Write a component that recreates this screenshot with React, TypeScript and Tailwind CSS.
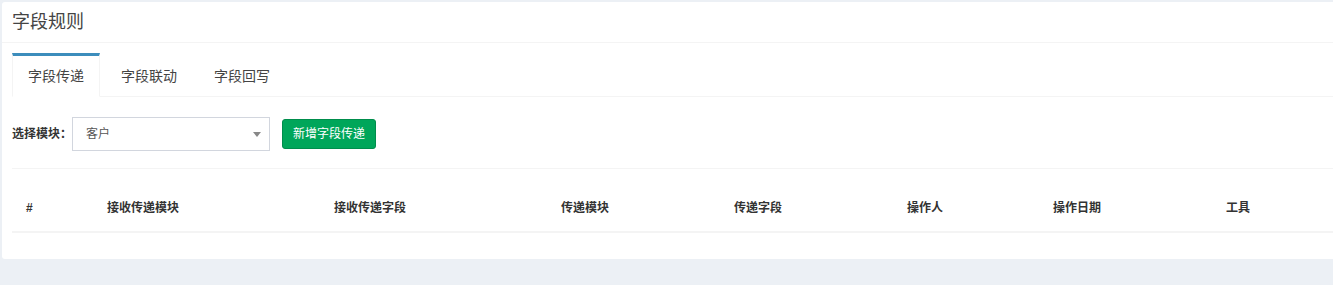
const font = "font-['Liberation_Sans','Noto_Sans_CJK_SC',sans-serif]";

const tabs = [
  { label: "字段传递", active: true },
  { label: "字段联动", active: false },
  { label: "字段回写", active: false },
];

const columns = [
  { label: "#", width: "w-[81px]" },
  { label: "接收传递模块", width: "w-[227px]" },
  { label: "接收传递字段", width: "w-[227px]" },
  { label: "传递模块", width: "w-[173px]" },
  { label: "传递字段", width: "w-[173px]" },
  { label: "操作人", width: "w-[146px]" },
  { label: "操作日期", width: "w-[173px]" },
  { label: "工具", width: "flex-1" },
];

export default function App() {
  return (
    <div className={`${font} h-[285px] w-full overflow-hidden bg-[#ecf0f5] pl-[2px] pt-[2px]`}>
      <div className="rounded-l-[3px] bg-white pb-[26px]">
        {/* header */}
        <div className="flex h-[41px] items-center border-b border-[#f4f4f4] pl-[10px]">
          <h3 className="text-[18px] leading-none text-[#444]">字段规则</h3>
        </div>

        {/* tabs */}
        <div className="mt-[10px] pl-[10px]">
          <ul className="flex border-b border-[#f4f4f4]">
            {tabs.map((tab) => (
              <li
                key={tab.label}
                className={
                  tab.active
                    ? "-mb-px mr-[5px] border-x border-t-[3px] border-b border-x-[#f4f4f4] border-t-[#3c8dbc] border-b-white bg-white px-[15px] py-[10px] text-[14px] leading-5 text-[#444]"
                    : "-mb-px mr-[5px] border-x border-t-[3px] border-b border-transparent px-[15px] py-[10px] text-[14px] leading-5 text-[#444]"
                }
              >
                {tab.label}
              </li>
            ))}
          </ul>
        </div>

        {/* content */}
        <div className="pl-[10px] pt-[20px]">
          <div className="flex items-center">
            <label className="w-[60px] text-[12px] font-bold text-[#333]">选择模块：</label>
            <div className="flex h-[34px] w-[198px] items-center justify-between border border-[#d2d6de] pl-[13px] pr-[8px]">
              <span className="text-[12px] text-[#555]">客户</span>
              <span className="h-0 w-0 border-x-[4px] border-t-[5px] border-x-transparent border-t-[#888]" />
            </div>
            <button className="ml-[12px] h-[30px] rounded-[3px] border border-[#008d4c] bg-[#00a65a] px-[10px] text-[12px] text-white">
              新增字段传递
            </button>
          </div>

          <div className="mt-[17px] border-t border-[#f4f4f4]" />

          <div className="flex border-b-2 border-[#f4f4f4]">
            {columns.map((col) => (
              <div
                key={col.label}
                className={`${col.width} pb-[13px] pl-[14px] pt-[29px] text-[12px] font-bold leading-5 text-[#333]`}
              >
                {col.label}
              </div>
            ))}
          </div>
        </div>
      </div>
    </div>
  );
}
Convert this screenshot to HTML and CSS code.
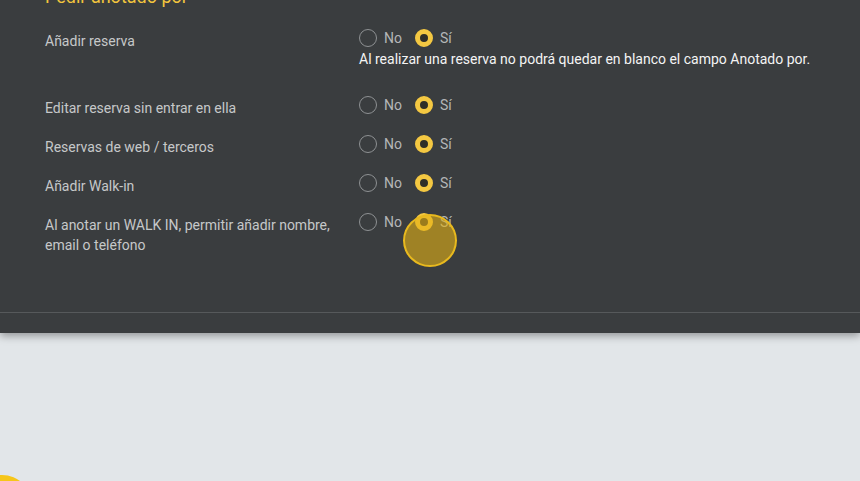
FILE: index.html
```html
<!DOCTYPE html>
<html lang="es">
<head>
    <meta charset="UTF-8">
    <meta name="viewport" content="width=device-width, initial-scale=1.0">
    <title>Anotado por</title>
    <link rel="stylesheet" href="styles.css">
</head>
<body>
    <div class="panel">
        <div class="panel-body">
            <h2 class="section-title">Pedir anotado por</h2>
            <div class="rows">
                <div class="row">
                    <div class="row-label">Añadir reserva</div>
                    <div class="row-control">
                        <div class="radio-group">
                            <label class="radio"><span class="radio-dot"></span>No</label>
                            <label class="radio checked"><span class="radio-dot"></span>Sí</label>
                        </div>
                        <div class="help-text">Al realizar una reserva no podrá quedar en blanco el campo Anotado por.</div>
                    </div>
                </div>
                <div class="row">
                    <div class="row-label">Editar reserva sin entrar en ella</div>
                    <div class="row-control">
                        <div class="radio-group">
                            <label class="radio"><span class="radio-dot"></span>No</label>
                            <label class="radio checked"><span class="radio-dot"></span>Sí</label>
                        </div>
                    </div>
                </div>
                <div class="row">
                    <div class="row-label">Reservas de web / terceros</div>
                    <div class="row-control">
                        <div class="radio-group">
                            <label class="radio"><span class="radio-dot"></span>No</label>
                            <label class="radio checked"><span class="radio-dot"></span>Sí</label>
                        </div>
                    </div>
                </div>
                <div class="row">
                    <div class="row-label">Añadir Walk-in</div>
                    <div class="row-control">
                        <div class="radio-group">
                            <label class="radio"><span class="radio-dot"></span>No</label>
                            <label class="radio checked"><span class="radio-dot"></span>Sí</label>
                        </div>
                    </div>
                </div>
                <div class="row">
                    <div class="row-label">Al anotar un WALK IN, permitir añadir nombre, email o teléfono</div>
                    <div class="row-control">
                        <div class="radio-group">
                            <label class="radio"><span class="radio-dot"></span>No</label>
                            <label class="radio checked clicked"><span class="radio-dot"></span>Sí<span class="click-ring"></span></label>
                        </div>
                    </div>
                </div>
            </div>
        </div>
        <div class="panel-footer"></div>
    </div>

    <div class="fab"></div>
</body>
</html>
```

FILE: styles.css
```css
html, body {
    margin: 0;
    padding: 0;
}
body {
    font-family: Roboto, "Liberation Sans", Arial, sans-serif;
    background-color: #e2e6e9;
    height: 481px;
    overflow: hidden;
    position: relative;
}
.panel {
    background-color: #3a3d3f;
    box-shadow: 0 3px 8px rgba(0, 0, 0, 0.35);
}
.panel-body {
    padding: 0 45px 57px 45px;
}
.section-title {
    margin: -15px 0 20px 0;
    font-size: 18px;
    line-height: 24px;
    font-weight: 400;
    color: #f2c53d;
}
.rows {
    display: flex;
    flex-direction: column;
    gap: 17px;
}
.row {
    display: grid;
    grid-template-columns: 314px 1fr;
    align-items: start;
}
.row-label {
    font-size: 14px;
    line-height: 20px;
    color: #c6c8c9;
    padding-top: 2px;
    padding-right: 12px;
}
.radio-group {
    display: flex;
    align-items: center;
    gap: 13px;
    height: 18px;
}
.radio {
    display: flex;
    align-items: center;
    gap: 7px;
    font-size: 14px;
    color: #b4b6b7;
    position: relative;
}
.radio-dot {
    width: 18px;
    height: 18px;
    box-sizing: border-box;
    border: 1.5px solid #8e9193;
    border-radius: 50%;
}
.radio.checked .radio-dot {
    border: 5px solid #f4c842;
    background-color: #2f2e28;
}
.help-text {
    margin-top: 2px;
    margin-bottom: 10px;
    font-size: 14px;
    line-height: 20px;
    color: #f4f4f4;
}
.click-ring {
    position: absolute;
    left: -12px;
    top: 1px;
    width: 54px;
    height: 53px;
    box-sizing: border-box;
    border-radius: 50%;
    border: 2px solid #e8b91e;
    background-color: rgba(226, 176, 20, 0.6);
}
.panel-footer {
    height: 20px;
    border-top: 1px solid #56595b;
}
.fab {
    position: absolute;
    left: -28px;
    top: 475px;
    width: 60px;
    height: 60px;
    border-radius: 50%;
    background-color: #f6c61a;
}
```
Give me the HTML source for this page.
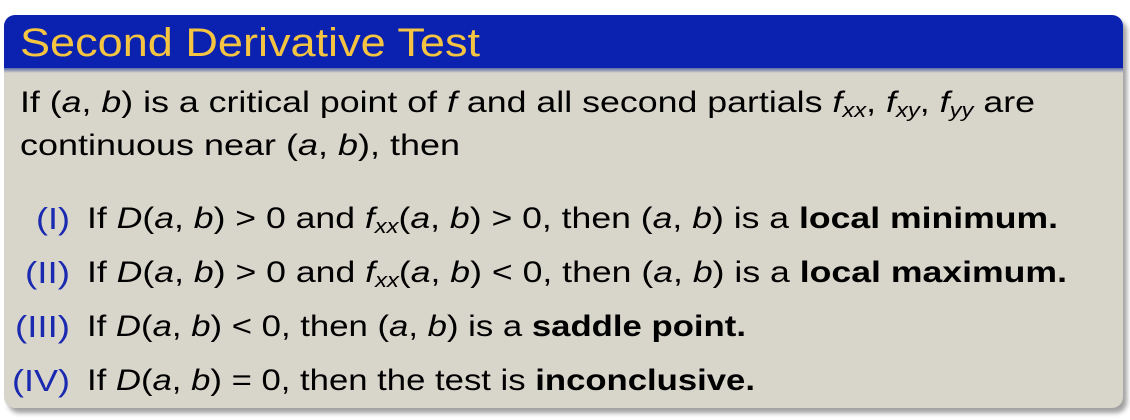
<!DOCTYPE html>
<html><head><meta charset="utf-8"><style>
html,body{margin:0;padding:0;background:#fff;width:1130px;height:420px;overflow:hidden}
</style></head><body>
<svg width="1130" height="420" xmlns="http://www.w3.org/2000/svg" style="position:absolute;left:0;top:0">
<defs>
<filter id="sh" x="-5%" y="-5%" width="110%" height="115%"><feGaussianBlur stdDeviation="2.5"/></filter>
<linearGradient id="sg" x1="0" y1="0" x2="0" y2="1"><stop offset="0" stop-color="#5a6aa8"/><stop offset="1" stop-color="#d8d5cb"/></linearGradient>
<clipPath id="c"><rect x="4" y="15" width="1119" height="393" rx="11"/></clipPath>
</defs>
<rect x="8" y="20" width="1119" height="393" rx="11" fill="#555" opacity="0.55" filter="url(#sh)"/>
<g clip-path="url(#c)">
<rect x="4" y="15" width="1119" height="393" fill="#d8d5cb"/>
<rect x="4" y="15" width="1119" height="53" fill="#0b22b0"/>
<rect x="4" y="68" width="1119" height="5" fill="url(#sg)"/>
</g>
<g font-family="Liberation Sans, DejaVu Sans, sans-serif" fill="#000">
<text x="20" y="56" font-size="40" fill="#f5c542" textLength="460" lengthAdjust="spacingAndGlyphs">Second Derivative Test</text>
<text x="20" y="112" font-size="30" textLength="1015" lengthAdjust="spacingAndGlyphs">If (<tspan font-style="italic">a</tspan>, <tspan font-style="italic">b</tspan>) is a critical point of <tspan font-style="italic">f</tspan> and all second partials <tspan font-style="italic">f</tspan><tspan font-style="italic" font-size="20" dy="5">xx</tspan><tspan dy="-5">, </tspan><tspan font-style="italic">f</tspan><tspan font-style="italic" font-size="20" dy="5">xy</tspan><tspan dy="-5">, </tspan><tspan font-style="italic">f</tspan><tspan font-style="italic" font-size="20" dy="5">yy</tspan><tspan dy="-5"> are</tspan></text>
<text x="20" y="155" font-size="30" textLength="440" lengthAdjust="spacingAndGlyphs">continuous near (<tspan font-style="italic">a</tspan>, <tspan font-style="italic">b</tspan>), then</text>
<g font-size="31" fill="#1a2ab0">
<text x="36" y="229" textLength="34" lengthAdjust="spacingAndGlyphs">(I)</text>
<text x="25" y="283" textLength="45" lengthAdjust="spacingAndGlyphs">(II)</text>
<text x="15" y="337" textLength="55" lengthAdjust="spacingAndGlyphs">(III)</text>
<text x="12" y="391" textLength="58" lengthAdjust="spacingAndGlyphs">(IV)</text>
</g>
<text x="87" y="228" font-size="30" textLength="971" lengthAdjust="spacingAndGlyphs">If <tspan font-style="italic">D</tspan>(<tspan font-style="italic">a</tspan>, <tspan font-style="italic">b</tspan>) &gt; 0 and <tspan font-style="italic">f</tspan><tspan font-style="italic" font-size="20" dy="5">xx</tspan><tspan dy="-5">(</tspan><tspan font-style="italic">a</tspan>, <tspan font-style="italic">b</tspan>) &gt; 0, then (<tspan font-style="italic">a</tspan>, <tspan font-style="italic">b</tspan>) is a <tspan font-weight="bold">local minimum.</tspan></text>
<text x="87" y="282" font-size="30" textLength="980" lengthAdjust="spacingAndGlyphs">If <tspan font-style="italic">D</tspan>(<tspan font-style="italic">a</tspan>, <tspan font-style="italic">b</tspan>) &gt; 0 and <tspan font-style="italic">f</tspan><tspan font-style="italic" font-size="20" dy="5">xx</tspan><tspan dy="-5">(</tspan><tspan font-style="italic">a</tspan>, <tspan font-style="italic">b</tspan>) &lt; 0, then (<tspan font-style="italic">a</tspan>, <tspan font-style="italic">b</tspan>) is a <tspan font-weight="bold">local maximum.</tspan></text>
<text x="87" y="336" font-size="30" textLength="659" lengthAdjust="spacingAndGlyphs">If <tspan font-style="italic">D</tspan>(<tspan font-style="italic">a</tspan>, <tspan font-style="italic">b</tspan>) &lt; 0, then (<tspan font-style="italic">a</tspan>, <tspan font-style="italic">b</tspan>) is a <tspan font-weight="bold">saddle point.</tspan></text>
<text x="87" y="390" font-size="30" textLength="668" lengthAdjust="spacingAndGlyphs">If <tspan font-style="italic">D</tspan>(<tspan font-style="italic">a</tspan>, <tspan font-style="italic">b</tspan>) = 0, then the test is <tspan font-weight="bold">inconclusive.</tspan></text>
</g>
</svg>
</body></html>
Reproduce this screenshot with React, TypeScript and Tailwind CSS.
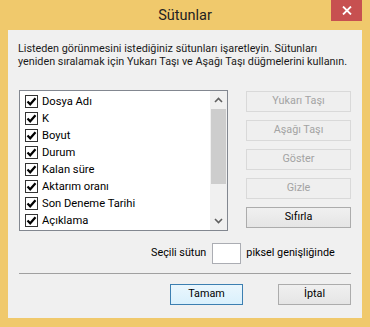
= = = = =
» Set task:
Extract every line above containing the word "Tailwind".

» Task response:
Write a component that recreates this screenshot with React, TypeScript and Tailwind CSS.
Reproduce this screenshot with React, TypeScript and Tailwind CSS.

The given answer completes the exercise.